Under the proposed governance rules of the not-for-profit Symbian Foundation, as Jacobson is at pains to point out, Nokia won’t be the organisation from which handset vendors source the OS technology. The real issue is that, given Nokia’s market share in the handset sector, any work put into the Symbian Foundation by other handset vendors could be seen to benefit Nokia to a greater extent than it benefits them.
Piquemal raises a similar issue over Android, the Linux-based OS led by Google but developed and promoted by the Open Handset Alliance. Here, he says, it is not the vendors who risk harming their own chances, but the operators. “If you are a carrier you may have a second thought about enabling a new competitor that may take all of the revenue stream from the service. The carriers are afraid of Google because of the revenue Google could take from them.”
Better, say Piquemal and Gillis, for independent-minded players to choose an independent-minded operating system.
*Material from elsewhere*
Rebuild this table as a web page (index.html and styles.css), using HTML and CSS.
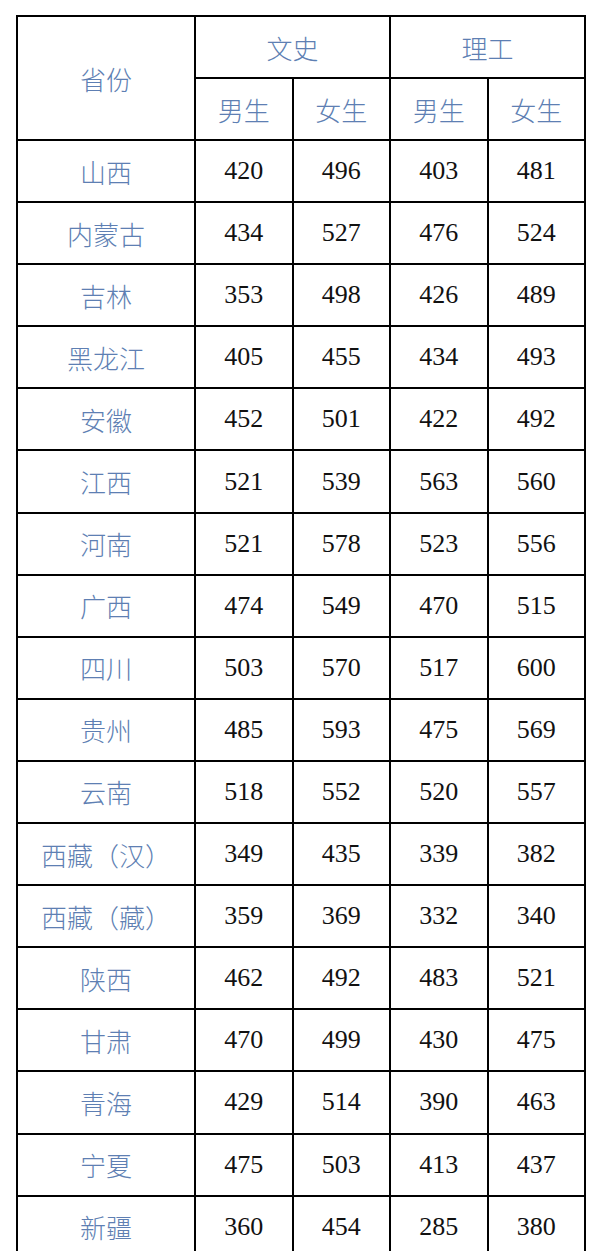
FILE: index.html
```html
<!DOCTYPE html>
<html lang="zh">
<head>
<meta charset="utf-8">
<link rel="stylesheet" href="styles.css">
</head>
<body>
<table class="score">
  <colgroup>
    <col class="c-prov"><col class="c-num"><col class="c-num"><col class="c-num"><col class="c-num">
  </colgroup>
  <thead>
    <tr class="h1">
      <th rowspan="2" class="label">省份</th>
      <th colspan="2" class="label">文史</th>
      <th colspan="2" class="label">理工</th>
    </tr>
    <tr class="h2">
      <th class="label">男生</th><th class="label">女生</th>
      <th class="label">男生</th><th class="label">女生</th>
    </tr>
  </thead>
  <tbody>
    <tr><td class="label">山西</td><td class="num">420</td><td class="num">496</td><td class="num">403</td><td class="num">481</td></tr>
    <tr><td class="label">内蒙古</td><td class="num">434</td><td class="num">527</td><td class="num">476</td><td class="num">524</td></tr>
    <tr><td class="label">吉林</td><td class="num">353</td><td class="num">498</td><td class="num">426</td><td class="num">489</td></tr>
    <tr><td class="label">黑龙江</td><td class="num">405</td><td class="num">455</td><td class="num">434</td><td class="num">493</td></tr>
    <tr><td class="label">安徽</td><td class="num">452</td><td class="num">501</td><td class="num">422</td><td class="num">492</td></tr>
    <tr><td class="label">江西</td><td class="num">521</td><td class="num">539</td><td class="num">563</td><td class="num">560</td></tr>
    <tr><td class="label">河南</td><td class="num">521</td><td class="num">578</td><td class="num">523</td><td class="num">556</td></tr>
    <tr><td class="label">广西</td><td class="num">474</td><td class="num">549</td><td class="num">470</td><td class="num">515</td></tr>
    <tr><td class="label">四川</td><td class="num">503</td><td class="num">570</td><td class="num">517</td><td class="num">600</td></tr>
    <tr><td class="label">贵州</td><td class="num">485</td><td class="num">593</td><td class="num">475</td><td class="num">569</td></tr>
    <tr><td class="label">云南</td><td class="num">518</td><td class="num">552</td><td class="num">520</td><td class="num">557</td></tr>
    <tr><td class="label">西藏（汉）</td><td class="num">349</td><td class="num">435</td><td class="num">339</td><td class="num">382</td></tr>
    <tr><td class="label">西藏（藏）</td><td class="num">359</td><td class="num">369</td><td class="num">332</td><td class="num">340</td></tr>
    <tr><td class="label">陕西</td><td class="num">462</td><td class="num">492</td><td class="num">483</td><td class="num">521</td></tr>
    <tr><td class="label">甘肃</td><td class="num">470</td><td class="num">499</td><td class="num">430</td><td class="num">475</td></tr>
    <tr><td class="label">青海</td><td class="num">429</td><td class="num">514</td><td class="num">390</td><td class="num">463</td></tr>
    <tr><td class="label">宁夏</td><td class="num">475</td><td class="num">503</td><td class="num">413</td><td class="num">437</td></tr>
    <tr><td class="label">新疆</td><td class="num">360</td><td class="num">454</td><td class="num">285</td><td class="num">380</td></tr>
  </tbody>
</table>
</body>
</html>
```

FILE: styles.css
```css
html, body {
  margin: 0;
  padding: 0;
  background: #ffffff;
}
body {
  padding: 15px 0 0 16px;
}
.score {
  border-collapse: collapse;
  table-layout: fixed;
  width: 568px;
}
.c-prov { width: 178px; }
.c-num { width: 97.5px; }
.score th,
.score td {
  border: 2px solid #000;
  padding: 0;
  text-align: center;
  vertical-align: middle;
  font-weight: normal;
}
.score .num {
  font-family: "Liberation Serif", "DejaVu Serif", serif;
  font-size: 26px;
  color: #111;
}
.score .label {
  font-family: "Noto Sans CJK SC", sans-serif;
  font-weight: 300;
  font-size: 26px;
  color: #5e7fb3;
}
.h1 { height: 62px; }
.h2 { height: 62px; }
tbody tr { height: 62.1px; }
```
And this is the central thrust of the LiMo camp’s case; that it is truly open, not beholden to one dominant company, not marked by conflicts of interest.
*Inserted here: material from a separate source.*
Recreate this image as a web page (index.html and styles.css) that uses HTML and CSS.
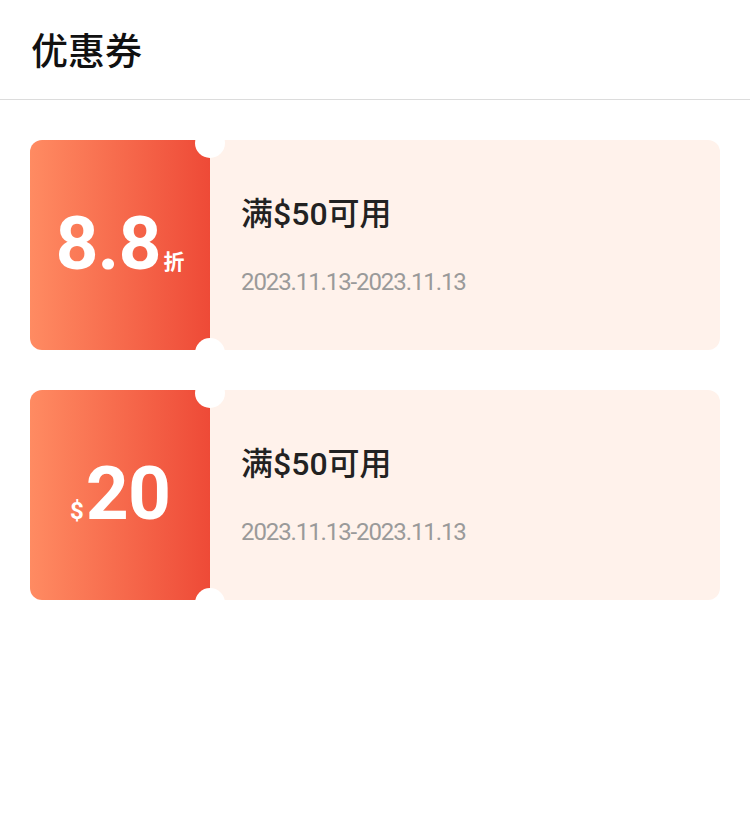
FILE: index.html
```html
<!DOCTYPE html>
<html lang="zh">
<head>
<meta charset="utf-8">
<link rel="stylesheet" href="styles.css">
</head>
<body>
<header class="header"><h1 class="title">优惠券</h1></header>
<main class="list">
  <div class="coupon">
    <div class="value"><span class="num">8.8</span><span class="unit">折</span></div>
    <div class="info">
      <div class="cond">满$50可用</div>
      <div class="date">2023.11.13-2023.11.13</div>
    </div>
    <span class="notch notch-top"></span>
    <span class="notch notch-bottom"></span>
  </div>
  <div class="coupon">
    <div class="value"><span class="cur">$</span><span class="num">20</span></div>
    <div class="info">
      <div class="cond">满$50可用</div>
      <div class="date">2023.11.13-2023.11.13</div>
    </div>
    <span class="notch notch-top"></span>
    <span class="notch notch-bottom"></span>
  </div>
</main>
</body>
</html>
```
FILE: styles.css
```css
* { box-sizing: border-box; }
html, body { margin: 0; padding: 0; background: #fff; }
body { font-family: Roboto, "Noto Sans CJK SC", sans-serif; color: #222; }
.header {
  height: 100px;
  border-bottom: 1px solid #dcdcdc;
  display: flex;
  align-items: center;
  padding-left: 31px;
}
.title {
  margin: 0;
  font-family: "Noto Sans CJK SC", sans-serif;
  font-size: 37px;
  font-weight: 500;
  color: #111;
  line-height: 1;
}
.list {
  padding: 40px 30px;
  display: flex;
  flex-direction: column;
  gap: 40px;
}
.coupon {
  position: relative;
  display: flex;
  height: 210px;
}
.value {
  width: 180px;
  border-radius: 12px 0 0 12px;
  background: linear-gradient(90deg, #ff8b62 0%, #ee4a37 100%);
  color: #fff;
  display: flex;
  align-items: baseline;
  justify-content: center;
  padding-top: 66px;
}
.num {
  font-family: Roboto, sans-serif;
  font-size: 75px;
  font-weight: 700;
  line-height: 1;
  letter-spacing: -1px;
}
.unit {
  font-family: "Noto Sans CJK SC", sans-serif;
  font-size: 21px;
  font-weight: 700;
  margin-left: 3px;
}
.cur {
  font-family: Roboto, sans-serif;
  font-size: 24px;
  font-weight: 700;
  margin-right: 2px;
}
.info {
  flex: 1;
  background: #fff2eb;
  border-radius: 0 12px 12px 0;
  padding: 52px 0 0 31px;
}
.cond {
  font-family: Roboto, "Noto Sans CJK SC", sans-serif;
  font-size: 32px;
  font-weight: 500;
  color: #222;
  line-height: 44px;
}
.date {
  margin-top: 29px;
  font-family: Roboto, sans-serif;
  font-size: 24px;
  color: #9a9a9a;
  line-height: 34px;
  letter-spacing: -1.1px;
}
.notch {
  position: absolute;
  left: 165px;
  width: 30px;
  height: 30px;
  border-radius: 50%;
  background: #fff;
}
.notch-top { top: -12px; }
.notch-bottom { bottom: -18px; }
```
It can’t really be faulted on this assertion but its independence could be something of a double-edged sword. The absence of a single leader driving the organisation could prove a major obstacle; after all, the LiMo Foundation currently has no heavyweight international backer taking handsets to market.
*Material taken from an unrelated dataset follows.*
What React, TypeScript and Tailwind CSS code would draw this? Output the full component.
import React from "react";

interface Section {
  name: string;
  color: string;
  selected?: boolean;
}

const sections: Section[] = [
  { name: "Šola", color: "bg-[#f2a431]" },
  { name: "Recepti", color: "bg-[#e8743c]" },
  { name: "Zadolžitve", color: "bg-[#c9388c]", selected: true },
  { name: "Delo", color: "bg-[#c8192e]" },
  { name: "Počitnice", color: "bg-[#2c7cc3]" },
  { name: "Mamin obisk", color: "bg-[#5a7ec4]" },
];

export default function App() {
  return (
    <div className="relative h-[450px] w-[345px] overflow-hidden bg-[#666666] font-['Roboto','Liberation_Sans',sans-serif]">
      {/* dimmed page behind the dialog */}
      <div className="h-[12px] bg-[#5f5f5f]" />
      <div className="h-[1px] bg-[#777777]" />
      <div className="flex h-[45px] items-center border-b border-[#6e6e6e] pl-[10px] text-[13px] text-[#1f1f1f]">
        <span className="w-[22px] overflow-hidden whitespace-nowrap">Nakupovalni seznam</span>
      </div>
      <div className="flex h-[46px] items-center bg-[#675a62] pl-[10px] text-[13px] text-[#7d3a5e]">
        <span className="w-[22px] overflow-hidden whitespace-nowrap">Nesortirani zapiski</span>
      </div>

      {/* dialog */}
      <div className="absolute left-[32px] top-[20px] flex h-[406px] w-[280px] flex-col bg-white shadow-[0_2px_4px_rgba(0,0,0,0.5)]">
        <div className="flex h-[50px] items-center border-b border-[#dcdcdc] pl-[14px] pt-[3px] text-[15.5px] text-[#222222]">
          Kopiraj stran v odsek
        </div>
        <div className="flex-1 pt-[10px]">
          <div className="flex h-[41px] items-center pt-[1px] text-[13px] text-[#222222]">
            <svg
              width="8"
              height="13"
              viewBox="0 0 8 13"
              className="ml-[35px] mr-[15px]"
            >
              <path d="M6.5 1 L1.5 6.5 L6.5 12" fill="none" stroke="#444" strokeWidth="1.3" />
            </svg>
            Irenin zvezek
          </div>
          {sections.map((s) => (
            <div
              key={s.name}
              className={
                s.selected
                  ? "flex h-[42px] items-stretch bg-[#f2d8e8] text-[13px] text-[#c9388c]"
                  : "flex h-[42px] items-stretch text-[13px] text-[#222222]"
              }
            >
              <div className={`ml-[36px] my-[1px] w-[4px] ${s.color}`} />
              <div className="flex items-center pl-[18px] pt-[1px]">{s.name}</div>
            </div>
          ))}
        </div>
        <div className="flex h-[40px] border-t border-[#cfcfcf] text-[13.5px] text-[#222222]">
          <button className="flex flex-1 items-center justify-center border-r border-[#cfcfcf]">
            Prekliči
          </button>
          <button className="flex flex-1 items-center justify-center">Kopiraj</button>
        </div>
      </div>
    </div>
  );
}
The founding members of the LiMo Foundation were Motorola, NEC, Panasonic, Samsung, Vodafone and NTT DoCoMo. At the time the LiMo Foundation was formed, in January 2007, Motorola was already a weakening force on the global handset circuit, a trend that has proven to be linear. Panasonic and NEC, meanwhile, were then-and remain today-heavily dependent on Japan generally, and NTT DoCoMo in particular. Samsung is a big name, but has yet to produce a LiMo compliant handset.
To date, 33 LiMo compliant handsets have been produced. Motorola has brought eight models to market, targeted primarily at the US and Europe, and LG, a more recent member, has produced a single phone. The rest, from NEC and Panasonic, have gone exclusively to DoCoMo, a carrier which has been historically unrivalled in the control it has exerted over its handset suppliers.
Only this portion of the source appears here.